Atlantic Books, 321pp

Aravind Adiga won the Man Booker Prize in 2008 for his debut novel The White Tiger, a deconstruction of poverty in Post Colonial India.

Adiga, on the basis of this novel is a distinctive writer, destined for much success – already his second novel, Between the Assassinations (only available in India at present) is garnering more acclaim than The White Tiger. This book proves an interesting repose to much of the Indian fiction that arrives garlanded on British shores. It is not a story of Old Colonial India, nor of the tourist India, but of its dirty gritty streets, where the divide between rich and poor is so divisive it leads to murder.

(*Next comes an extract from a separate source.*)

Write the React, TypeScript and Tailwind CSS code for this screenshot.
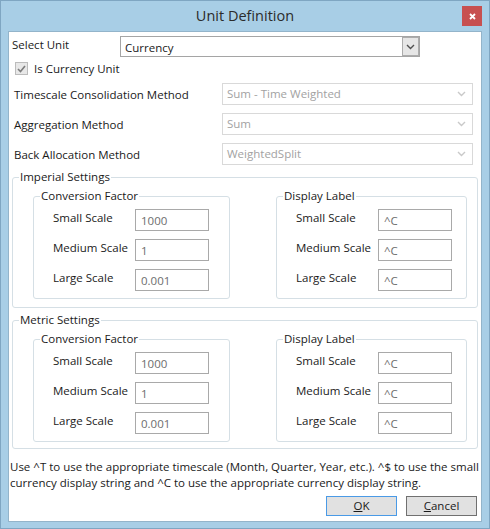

The plot of The White Tiger has been much discussed online already, and only a brief précis here will suffice, as stolen from Wikipedia: Balram Halwai is the White Tiger: the smartest boy in his village in the “Darkness” of rural India. The son of a rickshaw-puller, Balram’s family is too poor to allow him to finish school, and instead he has to work in a teashop, breaking coals and wiping tables. However, Balram gets his break when a rich man hires him as a chauffeur, and takes him to live in Delhi. The city is a revelation. As he drives his master to shopping malls and call centres, Balram becomes increasingly aware of immense wealth and opportunity all around him, while knowing that he will never be able to gain access to that world. As Balram broods over his situation, he realizes that there is only one way he can become part of this glamorous new India.

The novel takes the form of a series of letters written late at night by Balram to Wen Jiabao, the Premier of the State Council of the People’s Republic of China. In the letters, Balram describes his rise from lowly origins to his current position as an entrepreneur in Bangalore, as well as his views on India’s caste system and its political corruption.

Balram Halwai proves an interesting guide to this unseen India. He is an obnoxious narrator, an obsequious one, dangerous to know, and perhaps the most reliable of all. A true contradiction of a man.

I will admit to both loving and loathing this novel. I was at first enraptured, then found I didn’t read any more of it for over a week, and then forced myself to finish it off and became enthralled once more. I think it a little overlong and at times a little episodic. At times, though, Adiga’s prose soars. There are scenes of such delight here, the comedy broad and critical, and the plot engaging.

Adiga is one of the writers of 2008 worth watching. If you haven’t read this novel it’s worth it. Whether it should have won the Booker – well, that’s what’s fun about the Booker. It loves to cause controversy.

I would have more to say about this book, and could have written a more interesting account of it, but it’s been over a month and half since I read it and I’ve read so much since.  But it is a good book.  Honest.